The "fear" that I've had in letting go of God, so to speak, is that God and faith was a crutch that for many years was very effective in giving me hope.
Sans that God and faith there is also an absence of some hope, therefore the fear. I wish that I could or would believe. It was easier then. Furthermore, it worked in helping me cope.
I sometimes wish that I were a simpleton. I would suggest that as a simpleton, I would have less worries.
Stew
Come on now, if it's somehow wrong to write the complete name of G-d in a sentence, then it should be just as wrong to write Chr-stian as well. After all, Chr-st was G-d, was H- not?
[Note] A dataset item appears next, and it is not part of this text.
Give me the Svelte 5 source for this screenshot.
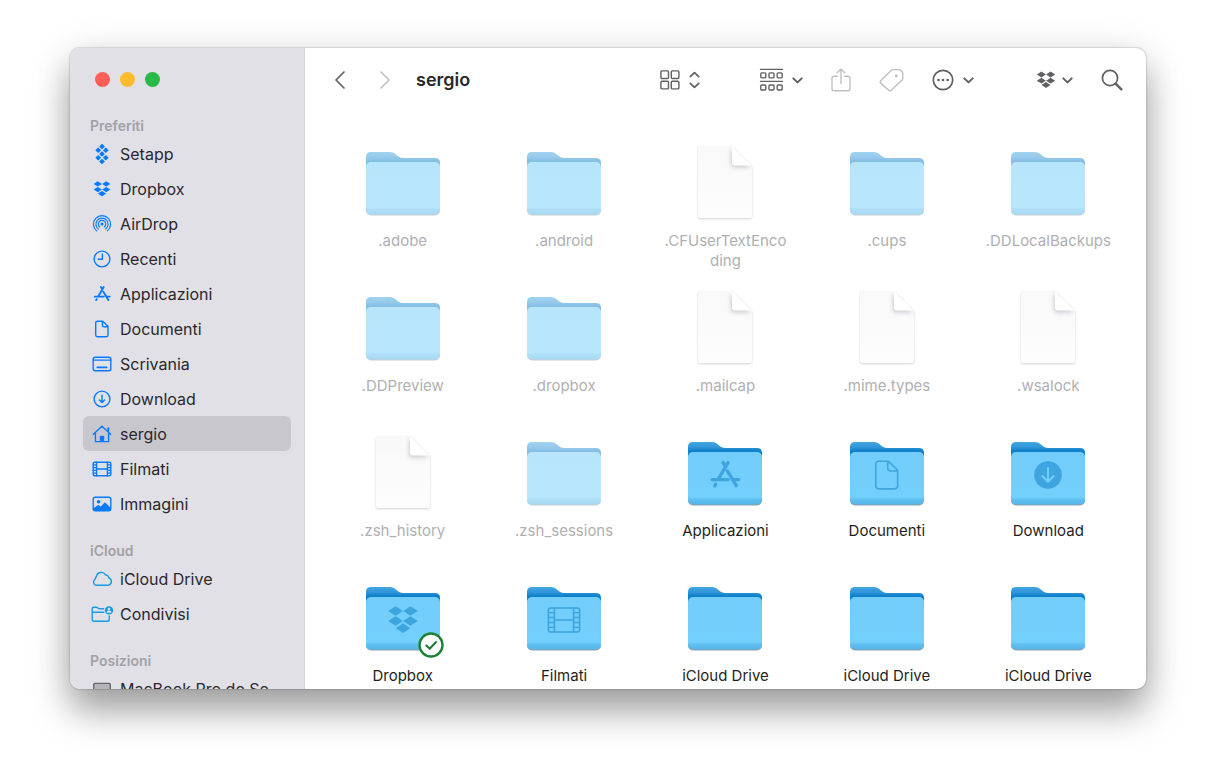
<script>
    const sections = [
        {
            title: "Preferiti",
            items: [
                { name: "Setapp", icon: "setapp" },
                { name: "Dropbox", icon: "dropbox" },
                { name: "AirDrop", icon: "airdrop" },
                { name: "Recenti", icon: "clock" },
                { name: "Applicazioni", icon: "apps" },
                { name: "Documenti", icon: "document" },
                { name: "Scrivania", icon: "desktop" },
                { name: "Download", icon: "download" },
                { name: "sergio", icon: "home" },
                { name: "Filmati", icon: "film" },
                { name: "Immagini", icon: "image" },
            ],
        },
        {
            title: "iCloud",
            tint: "cloud",
            items: [
                { name: "iCloud Drive", icon: "cloud" },
                { name: "Condivisi", icon: "shared" },
            ],
        },
        {
            title: "Posizioni",
            tint: "device",
            items: [{ name: "MacBook Pro de Se...", icon: "laptop" }],
        },
    ];

    const files = [
        { name: ".adobe", kind: "folder", hidden: true },
        { name: ".android", kind: "folder", hidden: true },
        { name: ".CFUserTextEncoding", kind: "file", hidden: true },
        { name: ".cups", kind: "folder", hidden: true },
        { name: ".DDLocalBackups", kind: "folder", hidden: true },
        { name: ".DDPreview", kind: "folder", hidden: true },
        { name: ".dropbox", kind: "folder", hidden: true },
        { name: ".mailcap", kind: "file", hidden: true },
        { name: ".mime.types", kind: "file", hidden: true },
        { name: ".wsalock", kind: "file", hidden: true },
        { name: ".zsh_history", kind: "file", hidden: true },
        { name: ".zsh_sessions", kind: "folder", hidden: true },
        { name: "Applicazioni", kind: "folder", glyph: "apps" },
        { name: "Documenti", kind: "folder", glyph: "document" },
        { name: "Download", kind: "folder", glyph: "downloadFill" },
        { name: "Dropbox", kind: "folder", glyph: "dropbox", synced: true },
        { name: "Filmati", kind: "folder", glyph: "film" },
        { name: "iCloud Drive", kind: "folder" },
        { name: "iCloud Drive", kind: "folder" },
        { name: "iCloud Drive", kind: "folder" },
    ];

    let current = $state("sergio");
</script>

<!-- All glyphs are drawn on a 22x22 box -->
{#snippet glyph(name)}
    {#if name === "setapp"}
        <path
            class="solid"
            d="M11 .8l2.900 2.700L11 6.200 8.100 3.500zM7.200 4.500l2.900 2.700-2.900 2.700-2.900-2.700zM14.800 4.500l2.900 2.700-2.900 2.700-2.900-2.700zM11 8.300l2.900 2.700-2.900 2.700L8.100 11zM7.200 12.100l2.900 2.700-2.900 2.700-2.900-2.700zM14.800 12.100l2.900 2.700-2.900 2.700-2.900-2.700zM11 15.800l2.900 2.700-2.900 2.700-2.900-2.700z"
        />
    {:else if name === "dropbox"}
        <path
            class="solid"
            d="M6.800 3.200l4.100 2.700-4.100 2.700-4.200-2.700zM15.200 3.200l4.200 2.700-4.200 2.700-4.100-2.700zM6.800 8.900l4.100 2.700-4.100 2.700-4.200-2.700zM15.200 8.900l4.200 2.700-4.200 2.700-4.100-2.700zM11 12.900l4.100 2.700-4.100 2.800-4.100-2.800z"
        />
    {:else if name === "airdrop"}
        <circle class="solid" cx="11" cy="11" r="1.500" />
        <path
            class="fine"
            d="M5.600 17.900a8.600 8.600 0 1 1 10.800 0M7.300 16a6.100 6.100 0 1 1 7.400 0M8.800 14a3.700 3.700 0 1 1 4.400 0"
        />
    {:else if name === "clock"}
        <circle cx="11" cy="11" r="7.900" />
        <path d="M11.400 6v5.200H7.200" />
    {:else if name === "apps"}
        <path
            class="heavy"
            d="M12.700 4L7.300 13.200M9.900 4l1.500 2.500M3.700 13.600h9.100M16.200 13.600h2.500M12.300 8.700l5.100 8.300M5.700 16.200l-.5.900"
        />
    {:else if name === "document"}
        <path
            d="M6.300 3.200h5.400l5.300 5.100v8.800q0 1.700-1.700 1.700h-9q-1.600 0-1.600-1.700V4.800q0-1.600 1.600-1.600zM11.400 3.400v3.800q0 1.500 1.500 1.500h3.900"
        />
    {:else if name === "desktop"}
        <rect x="2.200" y="4.200" width="17.600" height="13.600" rx="2" />
        <path d="M2.400 7.100h17.200" />
        <path class="heavy" d="M6.400 14.400h9.200" />
    {:else if name === "download"}
        <circle cx="11" cy="11" r="7.900" />
        <path d="M11 7.300v7M8.400 11.900l2.600 2.600 2.600-2.600" />
    {:else if name === "downloadFill"}
        <circle class="solid" cx="11" cy="11" r="7.800" />
        <path class="cutout" d="M11 7v7.600M7.800 11.600l3.200 3.200 3.200-3.200" />
    {:else if name === "home"}
        <path d="M2.300 11.200L11 3.300l8.700 7.900M4.400 10v8.600h13.200V10" />
        <path class="heavy" d="M17.300 8V5.200" />
        <path class="solid" d="M8.800 12.800h4.400v5.800H8.800z" />
    {:else if name === "film"}
        <rect x="2.200" y="4.200" width="17.600" height="13.600" rx="1.400" />
        <path
            d="M5.600 4.200v13.600M16.400 4.200v13.600M5.600 11h10.800M2.400 6.900h3.200M2.400 9.600h3.200M2.400 12.400h3.200M2.400 15.100h3.200M16.400 6.900h3.200M16.400 9.600h3.200M16.400 12.400h3.200M16.400 15.100h3.200"
        />
    {:else if name === "image"}
        <rect x="2.200" y="4.200" width="17.600" height="13.600" rx="2" />
        <circle class="solid" cx="7.600" cy="8.700" r="1.800" />
        <path
            class="solid"
            d="M2.600 15.300l4.100-3.100q.7-.5 1.400.1l1.500 1.400 3.500-3.700q.8-.8 1.600 0l4.800 4.700v1.700q0 1.500-1.500 1.500H4.100q-1.500 0-1.500-1.500z"
        />
    {:else if name === "cloud"}
        <path
            d="M5.200 17.200h11.600a3.800 3.800 0 0 0 1-7.400A3 3 0 0 0 14.600 7 5 5 0 0 0 5.300 8.600 3 3 0 0 0 4.300 11.200 3.200 3.200 0 0 0 5.200 17.200z"
        />
    {:else if name === "shared"}
        <path
            d="M18.200 13v3.500q0 1.800-1.800 1.800H3q-1.800 0-1.800-1.800V5.800q0-1.500 1.500-1.500h2.600q1 0 1.700.8t1.700.6h4M1.400 9.200h11.400"
        />
        <circle class="solid" cx="18" cy="7.400" r="4.200" />
        <circle class="paper" cx="18" cy="6" r="1.300" />
        <path class="paper" d="M15.400 9.800a2.600 2.200 0 0 1 5.200 0z" />
    {:else if name === "laptop"}
        <rect class="screen" x="2.700" y="5.400" width="16.600" height="11" rx="1" />
        <path d="M.8 17.600h20.400" />
    {/if}
{/snippet}

{#snippet chevron()}
    <svg class="chevron" viewBox="0 0 11 20" aria-hidden="true">
        <path d="M1.300 8.400l4.200 4 4.200-4" />
    </svg>
{/snippet}

<div class="backdrop">
    <div class="window">
        <aside class="sidebar">
            <div class="lights">
                <button class="light close" aria-label="Chiudi"></button>
                <button class="light minimize" aria-label="Riduci"></button>
                <button class="light zoom" aria-label="Ingrandisci"></button>
            </div>

            {#each sections as section}
                <nav class="section {section.tint ?? ''}" aria-label={section.title}>
                    <h2>{section.title}</h2>
                    {#each section.items as item}
                        <button
                            class="place"
                            class:selected={current === item.name}
                            onclick={() => (current = item.name)}
                        >
                            <svg class="glyph" viewBox="0 0 22 22" aria-hidden="true">
                                {@render glyph(item.icon)}
                            </svg>
                            <span>{item.name}</span>
                        </button>
                    {/each}
                </nav>
            {/each}
        </aside>

        <main>
            <header class="toolbar">
                <div class="history">
                    <button class="tool" aria-label="Indietro">
                        <svg width="12" height="20" viewBox="0 0 12 20">
                            <path d="M10 2L2 10l8 8" />
                        </svg>
                    </button>
                    <button class="tool faded" aria-label="Avanti">
                        <svg width="12" height="20" viewBox="0 0 12 20">
                            <path d="M2 2l8 8-8 8" />
                        </svg>
                    </button>
                </div>
                <h1>sergio</h1>

                <div class="tools">
                    <button class="tool spaced" aria-label="Vista">
                        <svg class="thin" width="20" height="20" viewBox="0 0 20 20">
                            <rect x=".9" y=".9" width="7.600" height="7.600" rx="1" />
                            <rect x="11.300" y=".9" width="7.600" height="7.600" rx="1" />
                            <rect x=".9" y="11.300" width="7.600" height="7.600" rx="1" />
                            <rect x="11.300" y="11.300" width="7.600" height="7.600" rx="1" />
                        </svg>
                        <svg width="11" height="20" viewBox="0 0 11 20">
                            <path d="M1.300 6.600l4.200-4 4.200 4M1.300 13.400l4.200 4 4.200-4" />
                        </svg>
                    </button>
                    <button class="tool" aria-label="Raggruppa">
                        <svg class="thin" width="23" height="24" viewBox="0 0 23 24">
                            <path d="M.5 1.400h22M.5 13.400h22" />
                            <rect x=".8" y="4.900" width="5" height="5" rx="1" />
                            <rect x="9" y="4.900" width="5" height="5" rx="1" />
                            <rect x="17.200" y="4.900" width="5" height="5" rx="1" />
                            <rect x=".8" y="17" width="5" height="5" rx="1" />
                            <rect x="9" y="17" width="5" height="5" rx="1" />
                            <rect x="17.200" y="17" width="5" height="5" rx="1" />
                        </svg>
                        {@render chevron()}
                    </button>
                    <button class="tool faded" aria-label="Condividi">
                        <svg class="thin" width="20" height="24" viewBox="0 0 20 24">
                            <path
                                d="M6.300 8.200H3q-2 0-2 2v10.600q0 2 2 2h14q2 0 2-2V10.200q0-2-2-2h-3.300M10 15.400V1.200M6.200 4.800L10 1l3.800 3.800"
                            />
                        </svg>
                    </button>
                    <button class="tool faded" aria-label="Tag">
                        <svg class="thin" width="25" height="24" viewBox="0 0 25 24">
                            <path
                                d="M14.200 1.600h5.600q1.100 0 1.900.8l1.200 1.200q.8.8.8 1.900v4.900q0 1.100-.8 1.900L12.400 22q-1.500 1.500-3 0l-7.500-6.600q-1.400-1.400 0-2.800L12.200 2.400q.8-.8 2-.8z"
                            />
                            <circle class="solid" cx="17.300" cy="7.800" r=".8" />
                        </svg>
                    </button>
                    <button class="tool spaced" aria-label="Azioni">
                        <svg width="22" height="22" viewBox="0 0 22 22">
                            <circle cx="11" cy="11" r="9.700" />
                            <path class="dots" d="M6.400 11h.1M11 11h.1M15.600 11h.1" />
                        </svg>
                        {@render chevron()}
                    </button>
                    <button class="tool compact" aria-label="Dropbox">
                        <svg class="glyph" width="24" height="24" viewBox="0 0 22 22">
                            {@render glyph("dropbox")}
                        </svg>
                        {@render chevron()}
                    </button>
                    <button class="tool" aria-label="Cerca">
                        <svg width="22" height="22" viewBox="0 0 22 22">
                            <circle cx="9" cy="9" r="7.600" />
                            <path class="handle" d="M14.800 14.800l5.600 5.600" />
                        </svg>
                    </button>
                </div>
            </header>

            <div class="files">
                {#each files as file}
                    <button class="file" class:hidden={file.hidden}>
                        <svg class="artwork" viewBox="0 0 80 80" aria-hidden="true">
                            {#if file.kind === "folder"}
                                <path
                                    d="M3 13q0-5 5-5h19q3 0 5 1.700l3 2.600q2 1.700 5 1.700h32q5 0 5 5v10H3z"
                                    fill="url(#tab)"
                                />
                                <rect class="lip" x="3" y="19" width="74" height="52.500" rx="5" />
                                <rect x="3" y="18" width="74" height="52.500" rx="5" fill="url(#front)" />
                                {#if file.glyph}
                                    <svg class="glyph emboss" x="20.500" y="21.500" width="39" height="39" viewBox="0 0 22 22">
                                        {@render glyph(file.glyph)}
                                    </svg>
                                {/if}
                                {#if file.synced}
                                    <circle class="badge" cx="68" cy="66" r="11.500" />
                                    <path class="tick" d="M63.300 66.500l3.400 3.300 6.300-6.800" />
                                {/if}
                            {:else}
                                <path
                                    class="sheet"
                                    d="M15 2h32l20 20v50q0 2-2 2H15q-2 0-2-2V4q0-2 2-2z"
                                    fill="url(#paper)"
                                />
                                <path class="fold" d="M47 2.500v16q0 3 3 3h16.500z" />
                            {/if}
                        </svg>
                        <span class="label">{file.name}</span>
                    </button>
                {/each}
            </div>
        </main>
    </div>
</div>

<svg class="defs" width="0" height="0" aria-hidden="true">
    <defs>
        <linearGradient id="tab" x1="0" y1="0" x2="0" y2="1">
            <stop offset="0" stop-color="#45a6e2" />
            <stop offset="0.270" stop-color="#2c94d8" />
            <stop offset="0.420" stop-color="#0f80ca" />
        </linearGradient>
        <linearGradient id="front" x1="0" y1="0" x2="0" y2="1">
            <stop offset="0" stop-color="#72cdfa" />
            <stop offset="0.860" stop-color="#73cffc" />
            <stop offset="0.900" stop-color="#60c0f1" />
            <stop offset="1" stop-color="#54b5e9" />
        </linearGradient>
        <linearGradient id="paper" x1="0" y1="0" x2="0" y2="1">
            <stop offset="0" stop-color="#f4f4f5" />
            <stop offset="1" stop-color="#fcfcfc" />
        </linearGradient>
    </defs>
</svg>

<style>
    :global(body) {
        background: #fff;
        font-family: Inter, "Liberation Sans", sans-serif;
    }

    button {
        border: 0;
        padding: 0;
        background: none;
        font: inherit;
        color: inherit;
    }

    svg {
        flex: none;
        overflow: visible;
        fill: none;
        stroke-linecap: round;
        stroke-linejoin: round;
    }

    .defs {
        display: block;
    }

    .backdrop {
        display: flex;
        box-sizing: border-box;
        height: 100vh;
        padding: 48px 70px 92px;
        overflow: hidden;
    }

    .window {
        display: flex;
        flex: 1;
        min-width: 0;
        border-radius: 10px;
        overflow: hidden;
        background: #fff;
        box-shadow:
            0 0 1px 1px rgba(0, 0, 0, 0.12),
            0 22px 36px rgba(0, 0, 0, 0.36),
            0 0 40px rgba(0, 0, 0, 0.08);
    }

    .sidebar {
        flex: none;
        box-sizing: border-box;
        width: 235px;
        padding: 0 13px;
        overflow: hidden;
        background: #e1e0e6;
        border-right: 1px solid #d3d2d8;
    }

    .lights {
        display: flex;
        gap: 10px;
        height: 43px;
        padding: 24px 12px 0;
    }

    .light {
        width: 15px;
        height: 15px;
        border-radius: 50%;
    }

    .close {
        background: #fe5f57;
    }

    .minimize {
        background: #fdbc2e;
    }

    .zoom {
        background: #28b946;
    }

    .section {
        margin-bottom: 19px;
        color: #087aff;
    }

    .section.cloud {
        color: #189ce5;
    }

    .section.device {
        color: #69696c;
    }

    .section h2 {
        margin: 0;
        padding-left: 7px;
        font-size: 14px;
        font-weight: 600;
        line-height: 21px;
        color: #a1a1a6;
    }

    .place {
        display: flex;
        align-items: center;
        gap: 7px;
        width: 100%;
        height: 35px;
        padding-left: 8px;
        border-radius: 6px;
        font-size: 16px;
        text-align: left;
        white-space: nowrap;
    }

    .place span {
        color: #29282c;
    }

    .place.selected {
        background: #c8c7cd;
    }

    .place .glyph {
        width: 22px;
        height: 22px;
    }

    .glyph {
        stroke: currentColor;
        stroke-width: 1.4px;
    }

    .glyph .solid {
        fill: currentColor;
        stroke: none;
    }

    .glyph .heavy {
        stroke-width: 1.9px;
    }

    .glyph .fine {
        stroke-width: 1.2px;
    }

    .glyph .paper {
        fill: #e1e0e6;
        stroke: none;
    }

    .glyph .screen {
        fill: #b5b5b9;
    }

    main {
        flex: 1;
        min-width: 0;
    }

    .toolbar {
        display: flex;
        align-items: center;
        height: 63px;
        padding: 0 23px 0 29px;
        color: #606063;
    }

    .history {
        display: flex;
        gap: 33px;
        margin-right: 25px;
    }

    h1 {
        flex: 1;
        margin: 0;
        font-size: 18px;
        font-weight: 600;
        color: #29292b;
    }

    .tools {
        display: flex;
        align-items: center;
        gap: 28px;
    }

    .tool {
        display: flex;
        align-items: center;
        gap: 9px;
        stroke: currentColor;
        stroke-width: 1.7px;
    }

    .tool.faded {
        color: #c0c0c4;
    }

    .tool.spaced {
        margin-right: 32px;
    }

    .tool.compact {
        gap: 4px;
    }

    .tool .thin {
        stroke-width: 1.4px;
    }

    .tool .solid {
        fill: currentColor;
    }

    .tool .dots {
        stroke-width: 2.6px;
    }

    .tool .handle {
        stroke-width: 2.4px;
    }

    .chevron {
        width: 11px;
        height: 20px;
        stroke-width: 2px;
    }

    .files {
        display: grid;
        grid-template-columns: repeat(5, 1fr);
        grid-auto-rows: 145px;
        padding: 33px 17px 0;
    }

    .file {
        display: flex;
        flex-direction: column;
        align-items: center;
        gap: 7px;
        min-width: 0;
        font-size: 15px;
        line-height: 20px;
        color: #1f1f21;
    }

    .artwork {
        width: 80px;
        height: 80px;
    }

    .label {
        max-width: 128px;
        word-break: break-all;
    }

    .file.hidden .artwork {
        opacity: 0.5;
    }

    .file.hidden .label {
        color: #b0b0b3;
    }

    .lip {
        fill: #8d9fac;
    }

    .emboss {
        color: #3ea5de;
        stroke-width: 0.9px;
    }

    .emboss .cutout {
        stroke: #73cffc;
        stroke-width: 1.1px;
    }

    .badge {
        fill: #fff;
        stroke: #1c8237;
        stroke-width: 2.4px;
    }

    .tick {
        stroke: #1c7a36;
        stroke-width: 2px;
    }

    .sheet {
        filter: drop-shadow(0 1px 1px rgba(0, 0, 0, 0.35));
    }

    .fold {
        fill: #fff;
        filter: drop-shadow(-1px 2px 2px rgba(40, 40, 70, 0.45));
    }
</style>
Je-us Chr-st people, get a grip, will ya?
J-m E-rl
I can understand your incredulity at those of us who were fearful of hellfire for our "betrayal" of our faith. If you were convinced God was imaginary at such a young age, you wouldn't have had time to build twenty years or so of self-brainwashing and emotional-response habits. It is a purely emotional response, like many of our "guilt" responses to acts that, it turns out, are completely innocent. That it has no intellectual basis doesn't mean it's not hard to get over.
Realize, too, that some people, like me, did not begin our foray into atheism with a firm conviction that there is no God, but instead with only a recognition and acknowledgment of our loss of conviction that there is one. For people that still have some lingering doubts that we could be wrong, and there could still be a God who will punish us with hellfire for our rejection, it's that much harder.
For my part, while I wasn't certain that there was no God, I was certain that the Bible couldn't have given a very accurate description of Him, since the God of the Bible was filled with every kind of contradiction in character. I did experience that pang of "what if" with regard to Hell, but for me it wasn't really more difficult to get past than the first time you dive into water.
Stew, my Russian friends like to quip, "The less you know, the better you sleep." It's pretty plain that blissful ignorance is one of the main things the church offers. In fact, the less you know about some things, the more holy. Go figure.
Leaving xianity for sanity is a significant step, and I'd have to say that, for me, it meant giving up one kind of peace to get another. Not a bad trade when the the church's peace was premised on submission to the rule and doctrine of delusional regurgitators of spiritual bologna.
I like my peace much better now. I still wonder whether I am doing right or wrong in my day to day affairs, but I don't have to consult with silent invisible men to figure it out. I can just reflect: What were my intentions? What were my actions? What were the results? The answers tell me clearly whether I was righter or wronger.
I think I read somewhere that early Jews took the tradition from ancient Egypt, that to actually say the name of a god or spirit was to control it somehow. Or to summon it. Not saying the name is somehow respectful, I guess, according to some old laws that correspond to the horrific fear of yeast. (Yeasts are mysterious tiny buggers that grow and reproduce, and you can't really see them, hence they must be demons.)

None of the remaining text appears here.